From measurement to alerting

Collecting data answers "how bad is it." Alerting answers "when did it get worse."

A performance regression that appears in your RUM data on Tuesday might not surface in a weekly review until Friday. By then it's been affecting real users for three days and the deployment that caused it is buried under subsequent changes.

The gap between measurement and alerting is where most RUM setups fall short. Teams collect the data, build a dashboard, and check it periodically. They're doing monitoring — looking at history — rather than alerting.
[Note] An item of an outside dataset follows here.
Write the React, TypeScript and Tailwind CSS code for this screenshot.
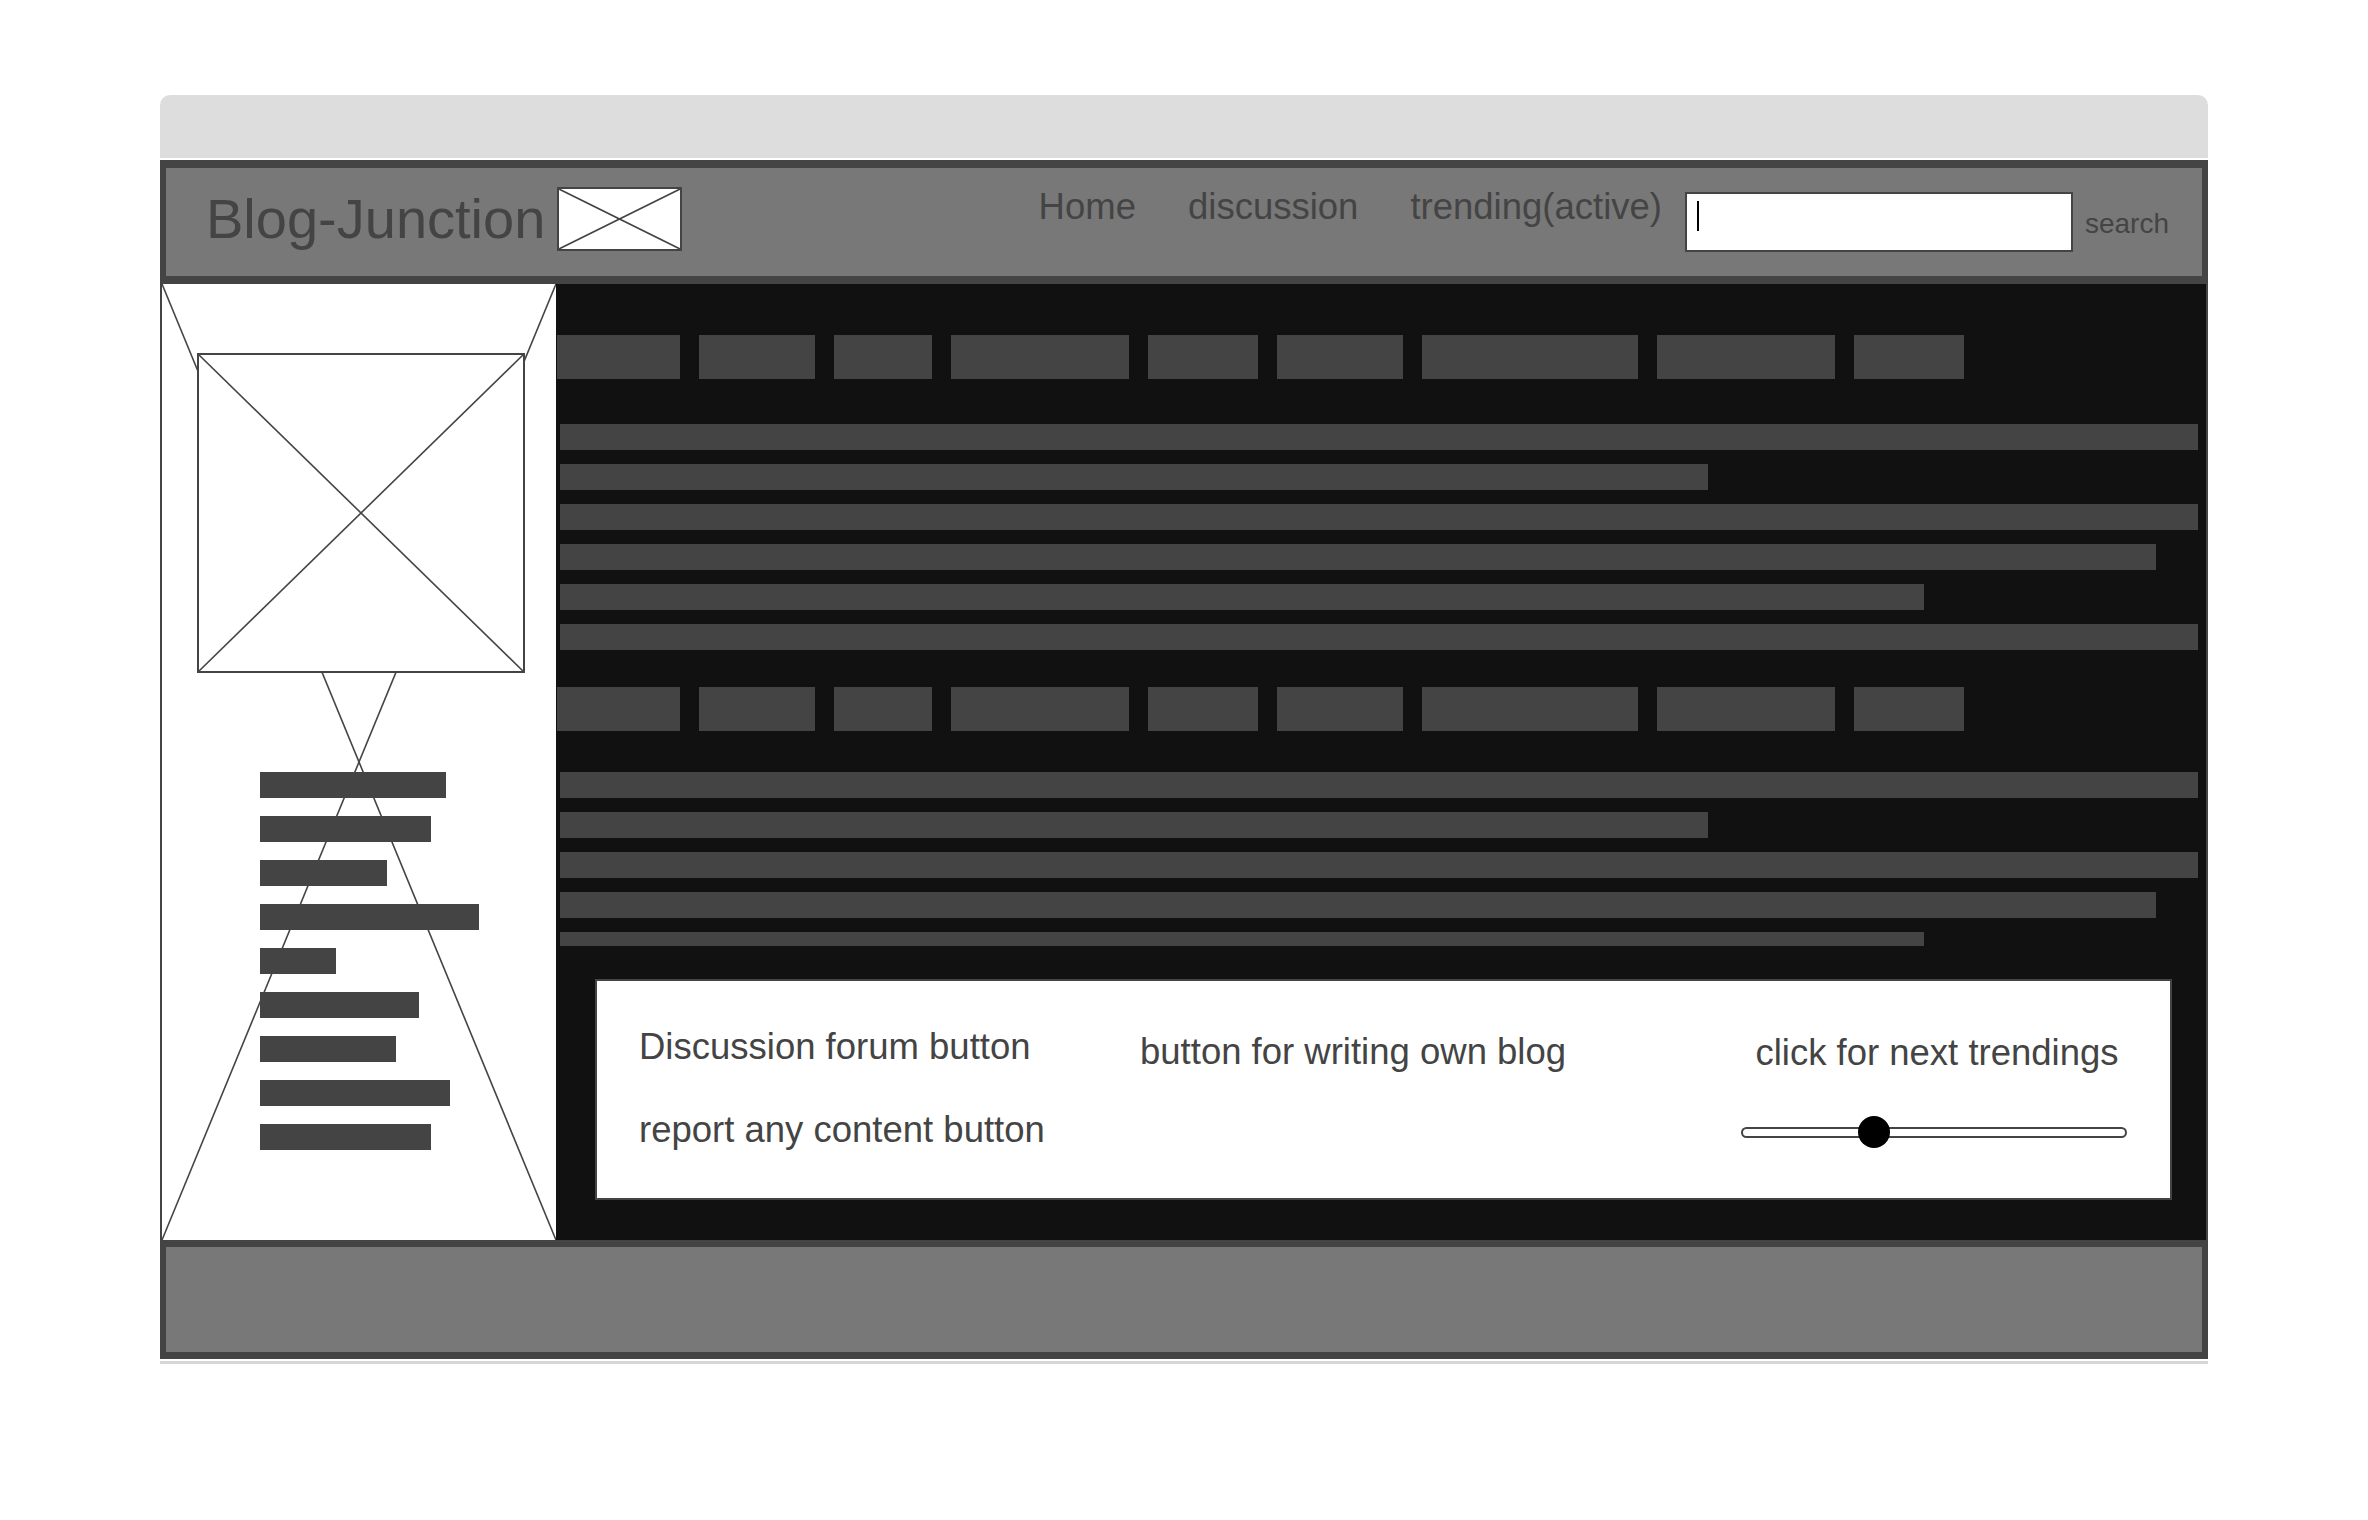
const tagWidths = ["w-[123px]", "w-[116px]", "w-[98px]", "w-[178px]", "w-[110px]", "w-[126px]", "w-[216px]", "w-[178px]", "w-[110px]"];

const firstBlock = ["w-full h-[26px]", "w-[1148px] h-[26px]", "w-full h-[26px]", "w-[1596px] h-[26px]", "w-[1364px] h-[26px]", "w-full h-[26px]"];
const secondBlock = ["w-full h-[26px]", "w-[1148px] h-[26px]", "w-full h-[26px]", "w-[1596px] h-[26px]", "w-[1364px] h-[14px]"];

const sideBars = ["w-[186px]", "w-[171px]", "w-[127px]", "w-[219px]", "w-[76px]", "w-[159px]", "w-[136px]", "w-[190px]", "w-[171px]"];

const Cross = () => (
    <svg className="absolute inset-0 h-full w-full" viewBox="0 0 100 100" preserveAspectRatio="none">
        <line x1="0" y1="0" x2="100" y2="100" stroke="#444" strokeWidth="1.6" vectorEffect="non-scaling-stroke" />
        <line x1="100" y1="0" x2="0" y2="100" stroke="#444" strokeWidth="1.6" vectorEffect="non-scaling-stroke" />
    </svg>
);

const TagRow = () => (
    <div className="flex gap-[19px]">
        {tagWidths.map((w, i) => (
            <div key={i} className={`${w} h-[44px] bg-[#444]`} />
        ))}
    </div>
);

const TextBars = ({ rows }: { rows: string[] }) => (
    <div className="flex flex-col gap-[14px] pl-[3px] pr-[8px]">
        {rows.map((r, i) => (
            <div key={i} className={`${r} bg-[#444]`} />
        ))}
    </div>
);

const Slider = () => (
    <div className="relative mt-[42px] flex h-[32px] w-[386px] items-center">
        <div className="h-[11px] w-full rounded-full border-2 border-[#444] bg-white" />
        <div className="absolute left-[117px] top-0 h-[32px] w-[32px] rounded-full bg-black" />
    </div>
);

export default function App() {
    return (
        <div className="min-h-screen bg-white pt-[95px] pl-[160px] font-['Liberation_Sans',Arial,sans-serif] text-[#444]">
            <div className="w-[2048px]">

                {/* browser bar */}
                <div className="mb-[2px] h-[63px] rounded-t-[10px] bg-[#dddddd]" />

                {/* HEADER */}
                <header className="h-[124px] border-x-[6px] border-y-[8px] border-[#444] bg-[#787878]">
                    <div className="flex h-full items-start pl-[40px] pr-[33px]">
                        <span className="mt-[19px] text-[56px] leading-[64px]">Blog-Junction</span>
                        <div className="relative ml-[12px] mt-[19px] h-[64px] w-[125px] border-2 border-[#444] bg-white">
                            <Cross />
                        </div>

                        <nav className="ml-auto mt-[19px] flex gap-[52px] text-[36.5px] leading-[40px]">
                            <a>Home</a>
                            <a>discussion</a>
                            <a>trending(active)</a>
                        </nav>

                        <div className="ml-[23px] mt-[24px] h-[60px] w-[388px] border-2 border-[#444] bg-white pl-[10px] pt-[7px]">
                            <div className="h-[30px] w-[2px] bg-black" />
                        </div>
                        <span className="ml-[12px] mt-[40px] text-[28px] leading-[32px]">search</span>
                    </div>
                </header>

                {/* BODY */}
                <div className="flex h-[956px] border-r-2 border-[#444]">

                    {/* SIDEBAR */}
                    <aside className="relative w-[396px] shrink-0 border-l-2 border-[#444] bg-white">
                        <Cross />
                        <div className="relative pl-[35px] pt-[69px]">
                            <div className="relative h-[320px] w-[328px] border-2 border-[#444] bg-white">
                                <Cross />
                            </div>
                            <div className="ml-[63px] mt-[99px] flex flex-col gap-[18px]">
                                {sideBars.map((w, i) => (
                                    <div key={i} className={`${w} h-[26px] bg-[#444]`} />
                                ))}
                            </div>
                        </div>
                    </aside>

                    {/* MAIN */}
                    <main className="flex-1 bg-[#111] pl-px pt-[51px]">
                        <TagRow />
                        <div className="mt-[45px]">
                            <TextBars rows={firstBlock} />
                        </div>
                        <div className="mt-[37px]">
                            <TagRow />
                        </div>
                        <div className="mt-[41px]">
                            <TextBars rows={secondBlock} />
                        </div>

                        {/* ACTIONS */}
                        <div className="ml-[38px] mt-[33px] flex h-[221px] w-[1577px] border-2 border-[#444] bg-white pl-[42px] pr-[43px] pt-[45px] text-[36.5px] leading-[42px]">
                            <div className="flex w-[501px] flex-col gap-[41px]">
                                <span>Discussion forum button</span>
                                <span>report any content button</span>
                            </div>
                            <span className="mt-[5px]">button for writing own blog</span>
                            <div className="ml-auto mt-[6px] flex w-[386px] flex-col items-center">
                                <span className="pl-[6px]">click for next trendings</span>
                                <Slider />
                            </div>
                        </div>
                    </main>
                </div>

                {/* FOOTER */}
                <footer className="h-[119px] border-x-[6px] border-y-[7px] border-[#444] bg-[#787878]" />
                <div className="mt-[2px] h-[3px] bg-[#d6d6d6]" />
            </div>
        </div>
    );
}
Setting up threshold alerts on your p75 values — LCP over 2.5s, INP over 200ms, CLS over 0.1 — against a rolling window of real user data catches regressions close to when they happen. If you'd rather not build and maintain that alerting layer, RPAlert handles it for React apps: it collects Web Vitals from real browsers and sends a Slack or Discord notification within 60 seconds of a threshold crossing. The free tier covers one app, which is enough to see whether the alerting model is useful before committing to it.

What to do with the data

Field data changes the sequence of performance work.

Without it: pick metrics to optimize based on Lighthouse scores and engineering intuition, ship improvements, re-run Lighthouse, hope.

With it: look at where real users are experiencing the worst scores, segment to find the specific pages and conditions, fix those, watch the field data improve.

The third article in this series noted that CLS is slow to debug because the shifts depend on network timing and server conditions that don't exist locally. The same is true for INP on low-memory devices and LCP on slow connections. Lab data can't replicate those conditions reliably. Field data is the only measurement that captures them.

Running the web-vitals instrumentation in production for a week generates enough data to prioritize the rest of the work in this series. That's where to start.